- Title: Sayyid

Personal life
- Born: Bahrain
- Died: 1895 Shiraz, Qajar Empire
- Occupation: Shi'ite scholar, rebel leader

Religious life
- Religion: Islam

= Shubar al-Sitri =

Sayyid Shubar ibn Ali ibn Mish'al al-Sitri al-Bahrani al-Ghurayfi (Arabic: السيد شبر بن علي بن مشعل الستري البحراني الغريفي) was a Bahraini cleric and rebel leader who attempted to overthrow Sheikh Isa ibn Ali Al Khalifa, Hakim of Bahrain in 1895.

== Coup attempt ==
Sayyid Shubar acquired weapons and mobilized men from al-Hasa, Saudi Arabia and areas in Bahrain to overthrow the Hakim, however the coup failed due to lack of support from Shi'a clerics.

The 19th century scholar Sheikh Ali bin Hasan al-Biladi says in his book Anwar al-Badrain that after the failed coup, al-Sitri attempted to revitalize the rebellion against Sheikh Isa through gaining foreign support. In order to achieve this, Al-Sitri met with the ruler of Persia, Nasser al-Din Shah Qajar, who assured him that he would be on his side as that country belongs to Persia. However, the Qajar Persian government was powerless to give aid at the time due to European colonization and the subsequent rise of semi-independent political entities throughout Iran. Thus, al-Sitri was inclined to meet with the ruler of Shiraz to support his venture of overthrowing the Hakim of Bahrain.

However, as the Bahraini government received news of al-Shirazi's correspondence with the Iranians, they bribed the ruler of Shiraz with gifts and money to co-opt him from a cooperation with Al-Sitri. So when al-Sitri went to Shiraz, the ruler of that area did not meet with him and did not look upon what he wanted to tell him. Sayyid Shubar died fourth months later in Shiraz.
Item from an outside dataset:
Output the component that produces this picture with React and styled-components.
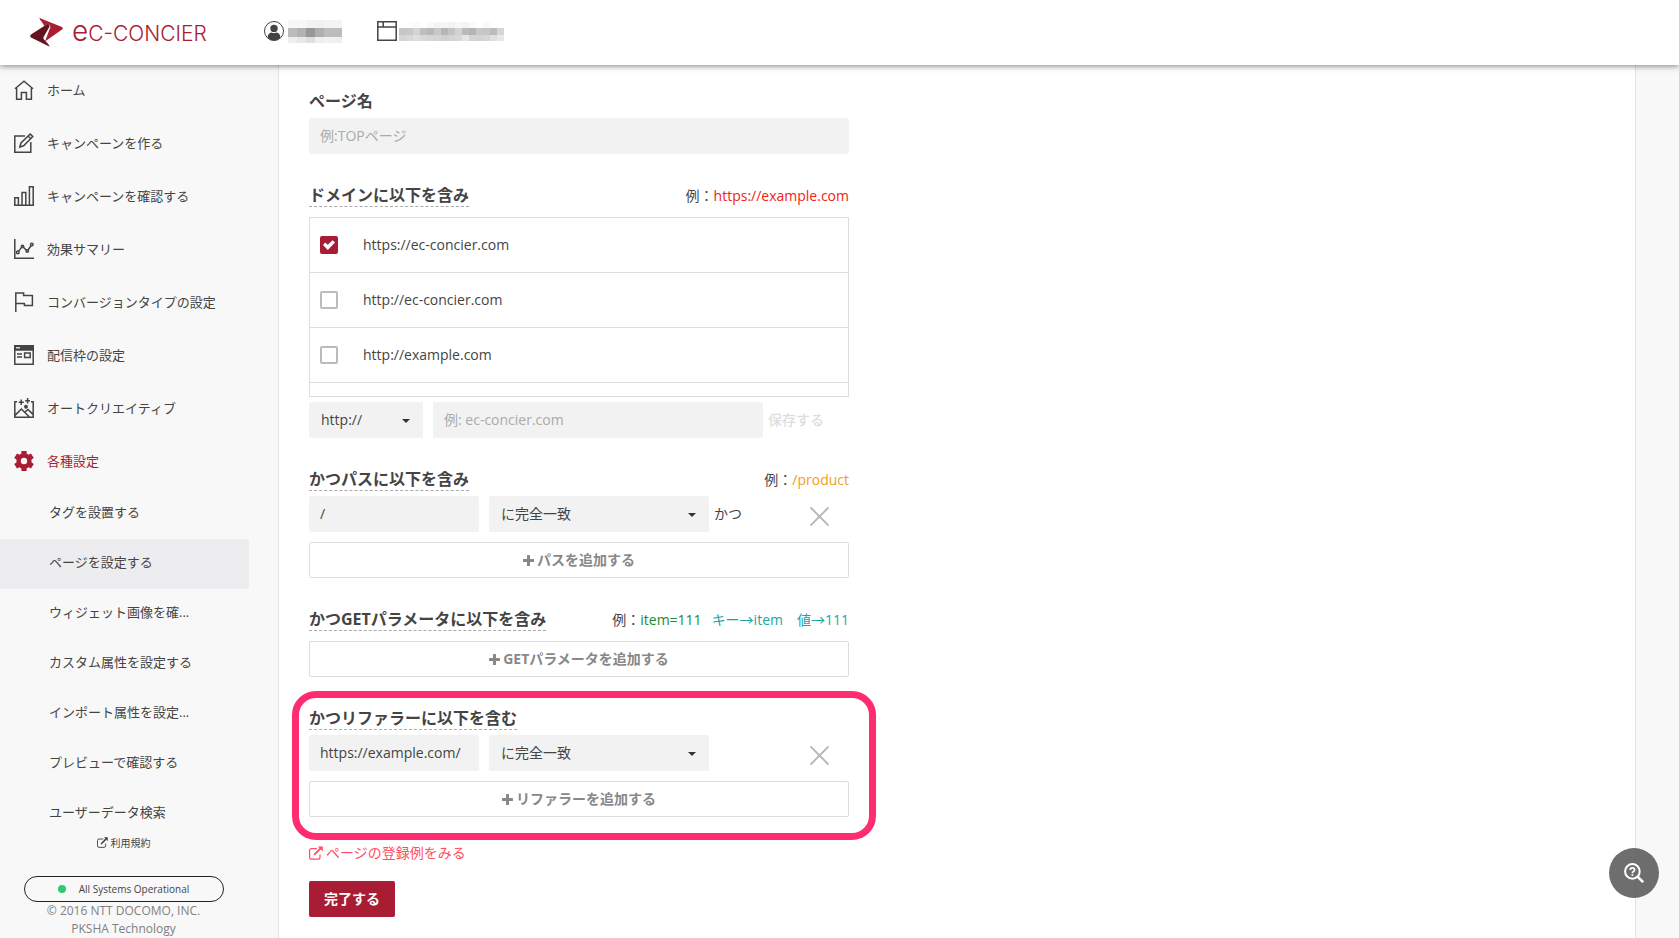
import styled, { createGlobalStyle } from 'styled-components'

const GlobalStyle = createGlobalStyle`
    * {
        box-sizing: border-box;
    }

    body {
        margin: 0;
        background: #f8f8f8;
        color: #444;
        font-family: 'Open Sans', 'Noto Sans CJK JP', sans-serif;
        font-size: 14px;
        line-height: 20px;
    }

    button, input, select {
        font: inherit;
        color: inherit;
    }

    a {
        color: inherit;
        text-decoration: none;
    }

    ul {
        list-style: none;
        margin: 0;
        padding: 0;
    }
`

/* icons */

const HomeIcon = () => (
    <LineIcon viewBox="0 0 20 20">
        <path d="M1 8.8 L10 1.2 L19 8.8 M2.6 8 V19.2 H7.4 V12.6 H12.4 V19.2 H17.4 V8" />
    </LineIcon>
)

const EditIcon = () => (
    <LineIcon viewBox="0 0 20 20">
        <path d="M11 3 H0.8 V19.2 H16.8 V9" />
        <path d="M5.8 14 L7 10 L16.2 1 L18.8 3.6 L9.6 12.8 Z M14 3 L16.8 5.8" />
    </LineIcon>
)

const BarsIcon = () => (
    <LineIcon viewBox="0 0 20 20">
        <path d="M0 19.2 H20 M0.8 19 V11.8 H4.4 V19 M8 19 V6.4 H11.8 V19 M15.4 19 V0.8 H19.2 V19" />
    </LineIcon>
)

const ChartIcon = () => (
    <LineIcon viewBox="0 0 20 20">
        <path d="M0.8 0 V19.2 H20 M4.4 12.4 L7.6 8.4 M9.4 8.2 L12.6 11.6 M14 11 L17 6.8" />
        <circle cx="3.8" cy="13.4" r="1.3" />
        <circle cx="8.5" cy="7.4" r="1.2" />
        <circle cx="13.3" cy="12" r="1.2" />
        <circle cx="17.8" cy="5.6" r="1.3" />
    </LineIcon>
)

const FlagIcon = () => (
    <LineIcon viewBox="0 0 20 20">
        <path d="M1.8 20 V1 H9.6 V3.4 H18.4 V13.6 H10.4 V11.4 H1.8" />
    </LineIcon>
)

const SlotIcon = () => (
    <LineIcon viewBox="0 0 20 20">
        <path d="M0.8 1 H19.2 V19.2 H0.8 Z M3 9 H8 M3 12 H8 M10.6 8 H16.2 V12.6 H10.6 Z" />
        <path d="M0.5 0.5 H19.5 V5 H0.5 Z" fill="#444" />
        <path d="M2 2.8 H6" stroke="#fff" strokeWidth="1.2" />
    </LineIcon>
)

const CreativeIcon = () => (
    <LineIcon viewBox="0 0 20 20">
        <path d="M3 3.8 H0.8 V19.2 H19.2 V3.8 H17 M1 17.4 L7.4 11 L15.4 19 M11 14 L14 11.4 L19 16.4" />
        <path d="M7.2 1.4 V7 M4.6 4.2 H9.8 M13.6 0 V5.4 M11.2 2.8 H16" />
        <circle cx="12" cy="8.8" r="1.2" fill="#444" />
    </LineIcon>
)

const GearIcon = () => (
    <svg width="20" height="20" viewBox="0 0 20 20" fill="#a81d33" aria-hidden="true">
        <path fillRule="evenodd" d="M7.4 0 H12.6 V2.6 L14.6 3.8 L17 2.5 L19.8 7 L17.5 8.5 V11.5 L19.8 13 L17 17.5 L14.6 16.2 L12.6 17.4 V20 H7.4 V17.4 L5.4 16.2 L3 17.5 L0.2 13 L2.5 11.5 V8.5 L0.2 7 L3 2.5 L5.4 3.8 L7.4 2.6 Z M10 6.8 A3.2 3.2 0 1 0 10 13.2 A3.2 3.2 0 1 0 10 6.8 Z" />
    </svg>
)

const ExternalIcon = ({ size }) => (
    <svg width={size} height={size} viewBox="0 0 14 14" fill="none" stroke="currentColor" aria-hidden="true">
        <path d="M8 2.6 H2.6 Q0.6 2.6 0.6 4.6 V11.2 Q0.6 13.2 2.6 13.2 H9 Q11 13.2 11 11.2 V8.4" strokeWidth="1.2" />
        <path d="M5.2 8.8 L11.6 2.4" strokeWidth="1.9" />
        <path d="M8.8 0.4 H13.8 V5.4 Z" fill="currentColor" stroke="none" />
    </svg>
)

const PlusIcon = () => (
    <svg width="11" height="11" viewBox="0 0 11 11" fill="#888" aria-hidden="true">
        <path d="M4 0.6 Q4 0 4.6 0 H6.4 Q7 0 7 0.6 V4 H10.4 Q11 4 11 4.6 V6.4 Q11 7 10.4 7 H7 V10.4 Q7 11 6.4 11 H4.6 Q4 11 4 10.4 V7 H0.6 Q0 7 0 6.4 V4.6 Q0 4 0.6 4 H4 Z" />
    </svg>
)

const CloseIcon = () => (
    <svg width="19" height="19" viewBox="0 0 19 19" stroke="#b5b5b5" strokeWidth="1.9" aria-hidden="true">
        <path d="M0.5 0.5 L18.5 18.5 M18.5 0.5 L0.5 18.5" />
    </svg>
)

const UserIcon = () => (
    <svg width="20" height="20" viewBox="0 0 20 20" aria-hidden="true">
        <circle cx="10" cy="10" r="9.5" fill="#fff" stroke="#444" />
        <circle cx="10" cy="7.4" r="3.7" fill="#444" />
        <path d="M3.6 16.8 Q3.8 11.6 7.6 11.4 Q10 12.8 12.4 11.4 Q16.2 11.6 16.4 16.8 Q13.6 19.6 10 19.6 Q6.4 19.6 3.6 16.8 Z" fill="#444" />
    </svg>
)

const WindowIcon = () => (
    <LineIcon viewBox="0 0 20 20">
        <path d="M0.8 0.8 H19.2 V19.2 H0.8 Z M1 6 H19 M6.2 1 V6" />
    </LineIcon>
)

const LogoMark = () => (
    <svg width="33" height="29" viewBox="0 0 33 29" aria-hidden="true">
        <path d="M9.4 0 L32 9 Q33.6 10.4 32 11.6 L15 23.4 L20.4 9 Q20.4 7 18.6 6 L10.6 2.4 Z" fill="#a81d33" />
        <path d="M18 5.4 L1 16.6 Q-0.6 18 1 19.4 L19.8 28.8 L18.4 26.2 L14 21.6 Q13 20.4 13.6 19 L19.6 8.6 Q19.8 6.6 18 5.4 Z" fill="#64121f" />
        <path d="M9.4 0 L19 5 L14.4 8 Z" fill="#a81d33" />
    </svg>
)

const Mosaic = ({ rows, cell, heights, label }) => {
    const width = rows[0].length * cell
    const tops = heights.map((h, i) => heights.slice(0, i).reduce((a, b) => a + b, 0))
    const height = heights.reduce((a, b) => a + b, 0)

    return (
        <svg width={width} height={height} role="img" aria-label={label} shapeRendering="crispEdges">
            {rows.map((row, y) => row.map((tone, x) => (
                <rect
                    key={`${x}-${y}`}
                    x={x * cell}
                    y={tops[y]}
                    width={cell}
                    height={heights[y]}
                    fill={`rgb(${tone}, ${tone}, ${tone})`}
                />
            )))}
        </svg>
    )
}

const userTones = [
    [247, 247, 243, 241, 243, 243],
    [188, 178, 152, 175, 188, 188],
    [238, 232, 223, 238, 241, 239],
]

const siteTones = [
    [254, 253, 250, 254, 249, 244, 246, 243, 248, 243, 250, 254, 249, 254, 255],
    [198, 200, 212, 190, 184, 200, 182, 196, 210, 186, 180, 200, 198, 188, 214],
    [212, 216, 222, 216, 214, 212, 208, 212, 216, 230, 212, 210, 214, 224, 232],
]

/* data */

const menu = [
    { label: 'ホーム', Icon: HomeIcon },
    { label: 'キャンペーンを作る', Icon: EditIcon },
    { label: 'キャンペーンを確認する', Icon: BarsIcon },
    { label: '効果サマリー', Icon: ChartIcon },
    { label: 'コンバージョンタイプの設定', Icon: FlagIcon },
    { label: '配信枠の設定', Icon: SlotIcon },
    { label: 'オートクリエイティブ', Icon: CreativeIcon },
    { label: '各種設定', Icon: GearIcon, active: true },
]

const subMenu = [
    'タグを設置する',
    'ページを設定する',
    'ウィジェット画像を確...',
    'カスタム属性を設定する',
    'インポート属性を設定...',
    'プレビューで確認する',
    'ユーザーデータ検索',
]

const domains = [
    { url: 'https://ec-concier.com', checked: true },
    { url: 'http://ec-concier.com' },
    { url: 'http://example.com' },
]

/* parts */

const Dropdown = ({ label, options, width }) => (
    <SelectWrap $width={width}>
        <select aria-label={label}>
            {options.map(option => <option key={option}>{option}</option>)}
        </select>
        <svg width="8" height="4" viewBox="0 0 8 4" aria-hidden="true">
            <path d="M0 0 H8 L4 4 Z" fill="#333" />
        </svg>
    </SelectWrap>
)

const MatchRow = ({ name, value, joiner }) => (
    <Row>
        <TextInput $width={170} aria-label={name} defaultValue={value} />
        <Gap />
        <Dropdown label={`${name} 条件`} width={220} options={['に完全一致', 'を含む']} />
        <Joiner>{joiner}</Joiner>
        <RemoveButton type="button" aria-label="削除">
            <CloseIcon />
        </RemoveButton>
    </Row>
)

const Sidebar = () => (
    <Aside>
        <nav>
            <ul>
                {menu.map(({ label, Icon, active }) => (
                    <li key={label}>
                        <MenuLink href="#" $active={active}>
                            <Icon />
                            {label}
                        </MenuLink>
                    </li>
                ))}
            </ul>
            <ul>
                {subMenu.map((label, i) => (
                    <li key={label}>
                        <SubLink href="#" $active={i === 1}>{label}</SubLink>
                    </li>
                ))}
            </ul>
        </nav>
        <Footer>
            <Terms href="#">
                <ExternalIcon size={11} />
                利用規約
            </Terms>
            <Status href="#">
                <i />
                All Systems Operational
            </Status>
            <small>© 2016 NTT DOCOMO, INC.</small>
            <small>PKSHA Technology</small>
        </Footer>
    </Aside>
)

export default function App() {
    return (
        <Page>
            <GlobalStyle />
            <Header>
                <Logo href="#">
                    <LogoMark />
                    <span><b>e</b>C-CONCIER</span>
                </Logo>
                <Account href="#">
                    <UserIcon />
                    <Mosaic rows={userTones} cell={9} heights={[8, 9, 6]} label="user" />
                </Account>
                <Site href="#">
                    <WindowIcon />
                    <Mosaic rows={siteTones} cell={7} heights={[6, 7, 6]} label="site" />
                </Site>
            </Header>
            <Body>
                <Sidebar />
                <Main>
                    <Form onSubmit={e => e.preventDefault()}>
                        <Section>
                            <Head>
                                <Title as="label" htmlFor="page-name" $plain>ページ名</Title>
                            </Head>
                            <TextInput id="page-name" placeholder="例:TOPページ" />
                        </Section>

                        <Section>
                            <Head $wide>
                                <Title>ドメインに以下を含み</Title>
                                <Example>例：<Hue $color="#f02314">https://example.com</Hue></Example>
                            </Head>
                            <DomainList>
                                {domains.map(({ url, checked }) => (
                                    <li key={url}>
                                        <label>
                                            <Checkbox type="checkbox" defaultChecked={checked} />
                                            {url}
                                        </label>
                                    </li>
                                ))}
                            </DomainList>
                            <Row>
                                <Dropdown label="プロトコル" width={114} options={['http://', 'https://']} />
                                <Gap />
                                <TextInput $width={330} aria-label="ドメイン" placeholder="例: ec-concier.com" />
                                <SaveButton type="button" disabled>保存する</SaveButton>
                            </Row>
                        </Section>

                        <Section>
                            <Head>
                                <Title>かつパスに以下を含み</Title>
                                <Example>例：<Hue $color="#f39c1f">/product</Hue></Example>
                            </Head>
                            <MatchRow name="パス" value="/" joiner="かつ" />
                            <AddButton type="button"><PlusIcon />パスを追加する</AddButton>
                        </Section>

                        <Section>
                            <Head $wide>
                                <Title>かつGETパラメータに以下を含み</Title>
                                <Example>
                                    例：<Hue $color="#1a8a35">item=111</Hue>
                                    <Hue $color="#1fa3a3" $spaced>キー→item　値→111</Hue>
                                </Example>
                            </Head>
                            <AddButton type="button"><PlusIcon />GETパラメータを追加する</AddButton>
                        </Section>

                        <Section>
                            <Highlight />
                            <Head>
                                <Title>かつリファラーに以下を含む</Title>
                            </Head>
                            <MatchRow name="リファラー" value="https://example.com/" />
                            <AddButton type="button"><PlusIcon />リファラーを追加する</AddButton>
                        </Section>

                        <HelpLink href="#">
                            <ExternalIcon size={14} />
                            ページの登録例をみる
                        </HelpLink>
                        <SubmitButton type="submit">完了する</SubmitButton>
                    </Form>
                </Main>
            </Body>
            <HelpButton type="button" aria-label="ヘルプ検索">
                <svg width="20" height="20" viewBox="0 0 20 20" fill="none" stroke="#fff">
                    <circle cx="8.4" cy="8.4" r="7.3" strokeWidth="2" />
                    <path d="M13.6 13.6 L19.2 19.2" strokeWidth="2.6" />
                    <path d="M6.2 7 Q6.2 4.9 8.4 4.9 Q10.6 4.9 10.6 6.8 Q10.6 7.8 9.4 8.5 Q8.4 9 8.4 10.2 M8.4 11.2 V12.8" strokeWidth="1.7" />
                </svg>
            </HelpButton>
        </Page>
    )
}

/* styles */

const LineIcon = styled.svg.attrs({ width: 20, height: 20, 'aria-hidden': true })`
    flex: none;
    fill: none;
    stroke: #444;
    stroke-width: 1.5;
`

const Page = styled.div`
    display: flex;
    flex-direction: column;
    min-height: 100vh;
`

const Header = styled.header`
    position: sticky;
    top: 0;
    z-index: 2;
    display: flex;
    align-items: center;
    height: 65px;
    padding: 0 30px;
    background: #fff;
    box-shadow: 0 1px 6px rgba(0, 0, 0, 0.5);

    a {
        display: flex;
        align-items: center;
    }
`

const Logo = styled.a`
    gap: 9px;
    width: 234px;
    color: #a81d33;
    font-family: Inter, sans-serif;
    font-size: 21px;
    font-weight: 300;

    b {
        font-size: 28px;
        font-weight: 300;
    }
`

const Account = styled.a`
    gap: 4px;
    width: 113px;
    padding-bottom: 3px;
`

const Site = styled.a`
    gap: 2px;
    padding-bottom: 3px;
`

const Body = styled.div`
    display: flex;
    flex: 1;
`

const Aside = styled.aside`
    flex: none;
    width: 278px;
    padding-right: 29px;
`

const MenuLink = styled.a`
    display: flex;
    align-items: center;
    gap: 13px;
    height: 50px;
    margin-bottom: 3px;
    padding-left: 14px;
    font-size: 13px;
    color: ${({ $active }) => $active ? '#a81d33' : '#444'};
`

const SubLink = styled.a`
    display: flex;
    align-items: center;
    height: 50px;
    padding: 0 0 4px 49px;
    font-size: 13px;
    background: ${({ $active }) => $active ? '#ededef' : 'transparent'};
    border-radius: 0 2px 2px 0;
`

const Footer = styled.footer`
    display: flex;
    flex-direction: column;
    align-items: center;
    padding-right: 2px;

    small {
        font-size: 12px;
        line-height: 18px;
        color: #808080;
    }
`

const Terms = styled.a`
    display: flex;
    align-items: center;
    gap: 3px;
    margin: -2px 0 28px;
    font-size: 10px;
    line-height: 10px;
`

const Status = styled.a`
    display: flex;
    align-items: center;
    justify-content: center;
    gap: 13px;
    width: 200px;
    height: 26px;
    border: 1px solid #222;
    border-radius: 13px;
    font-size: 10px;

    i {
        width: 8px;
        height: 8px;
        border-radius: 50%;
        background: #2ecc71;
    }
`

const Main = styled.main`
    flex: 1;
    margin-right: 43px;
    padding: 25px 30px 20px;
    background: #fff;
    border: solid #e2e2e2;
    border-width: 0 1px;
`

const Form = styled.form`
    max-width: 540px;
`

const Section = styled.section`
    position: relative;
    margin-bottom: 30px;
`

const Head = styled.div`
    display: flex;
    align-items: center;
    justify-content: space-between;
    height: 23px;
    margin-bottom: ${({ $wide }) => $wide ? '10px' : '5px'};
`

const Title = styled.h2`
    margin: 0;
    font-size: 16px;
    font-weight: bold;
    line-height: 22px;
    border-bottom: 1px dashed ${({ $plain }) => $plain ? 'transparent' : '#aaa'};
`

const Example = styled.span`
    line-height: 22px;
`

const Hue = styled.span`
    margin-left: ${({ $spaced }) => $spaced ? '10px' : '0'};
    color: ${({ $color }) => $color};
`

const Row = styled.div`
    display: flex;
    align-items: center;
`

const Gap = styled.span`
    width: 10px;
`

const TextInput = styled.input`
    display: block;
    width: ${({ $width }) => $width ? `${$width}px` : '100%'};
    height: 36px;
    padding: 0 11px 2px;
    border: 0;
    border-radius: 2px;
    background: #f2f2f2;

    &::placeholder {
        color: #aaa;
    }
`

const SelectWrap = styled.span`
    position: relative;
    width: ${({ $width }) => $width}px;

    select {
        display: block;
        width: 100%;
        height: 36px;
        padding: 0 12px;
        border: 0;
        border-radius: 2px;
        background: #f2f2f2;
        appearance: none;
    }

    svg {
        position: absolute;
        top: 17px;
        right: 13px;
        pointer-events: none;
    }
`

const Joiner = styled.span`
    flex: 1;
    padding-left: 5px;
`

const RemoveButton = styled.button`
    display: flex;
    margin: 5px 20px 0 0;
    padding: 0;
    border: 0;
    background: none;
    cursor: pointer;
`

const SaveButton = styled.button`
    padding: 0 5px;
    border: 0;
    background: none;
    color: #ddd;
    font-weight: 500;
`

const DomainList = styled.ul`
    margin-bottom: 5px;
    padding-bottom: 13px;
    border: 1px solid #ddd;

    li {
        border-bottom: 1px solid #ddd;
    }

    label {
        display: flex;
        align-items: center;
        gap: 25px;
        height: 54px;
        padding-left: 10px;
    }
`

const Checkbox = styled.input`
    display: grid;
    place-items: center;
    width: 18px;
    height: 18px;
    margin: 0;
    border: 2px solid #bbb;
    border-radius: 2px;
    appearance: none;

    &:checked {
        border-color: #a81d33;
        background: #a81d33;
    }

    &:checked::before {
        content: '';
        width: 12px;
        height: 10px;
        background: #fff;
        clip-path: polygon(0 50%, 18% 26%, 40% 48%, 80% 2%, 100% 26%, 40% 100%);
    }
`

const AddButton = styled.button`
    display: flex;
    align-items: center;
    justify-content: center;
    gap: 3px;
    width: 100%;
    height: 36px;
    padding: 0;
    border: 1px solid #ddd;
    border-radius: 2px;
    background: #fff;
    color: #888;
    font-weight: bold;
    cursor: pointer;

    ${Row} + & {
        margin-top: 10px;
    }
`

/* frame drawn over the referrer block */
const Highlight = styled.div`
    position: absolute;
    inset: -16px -27px -23px -17px;
    border: 7px solid #ff2d6f;
    border-radius: 24px;
    pointer-events: none;
`

const HelpLink = styled.a`
    display: flex;
    align-items: center;
    gap: 3px;
    margin: -4px 0 18px;
    color: #ff4f63;
`

const SubmitButton = styled.button`
    height: 36px;
    padding: 0 15px;
    border: 0;
    border-radius: 2px;
    background: #a81d33;
    color: #fff;
    font-weight: bold;
    cursor: pointer;
`

const HelpButton = styled.button`
    position: fixed;
    right: 20px;
    bottom: 40px;
    display: flex;
    align-items: center;
    justify-content: center;
    width: 50px;
    height: 50px;
    padding: 0;
    border: 0;
    border-radius: 50%;
    background: rgba(85, 85, 85, 0.85);
    cursor: pointer;
`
== Aftermath of coup attempt ==
The failed coup d'état had bloody consequences, "many of the people of Bahrain were apparently killed in this rebellion". Numerous Bedouin tribes fled the bloodshed through migrating to Qatar (then under Ottoman hegemony), thus renouncing their status as subjects of the Sheikh of Bahrain. During this time period, the Ottomans were battling the Al Khalifas for control of Zubarah, as the Khalifas did not commit to vassalage under the Ottomans. This led to the Porte sending 400 Turkish troops in a warship to conquer Zubarah. The Ottomans then utilized the migrant Bedouin tribes from Bahrain to invade that island, with newly conquered Zubarah as their base for the invasion. The migrant tribes, "led by the Al Bin Ali and supported by the Ottomans" prepared to invade Bahrain in 1895 with a "large number" of boats, "armed and prepared for sea". The British repelled the invasion force before it took place, destroying or capturing many ships. The Bedouin tribes, led by the Al Bin Ali, subsequently sued for peace and the migrant tribes' threat to Bahrain neutralized.

== Works ==
He wrote some works on Islamic (Shi’ite) jurisprudence, creed and other Islamic topics, which include:
- Mi’rājut Tahqīq ilā Miāhajet Tasdīq. That work is on the topic of the principles of religion.
- Mohaddhabul Afhām fī Madārikel Ahkām.

== Legacy ==
A prominent member of Bahrain's royal family, Sheikh Ahmed ibn Muhammad Al Khalifa, scrutinized Bahrain's Shias in a disparaging poem deeply critical of the Shia community of Bahrain and their role in the 1990s uprising. In the poem directed to current Royal Court chief Khalid ibn Ahmed, Sheikh Ahmad ibn Muhammad makes mention of Shubar al-Sitri twice. First, he poses an inquisitive first line in the poem asking "What is wrong with sons of Shubbar and Marhoon? Their voices are loud with curses". In another line, he describes Bahrain Shias as "the sons of Shubbar from whom we do not see any aid. And our thoughts regarding them are forever disappointed".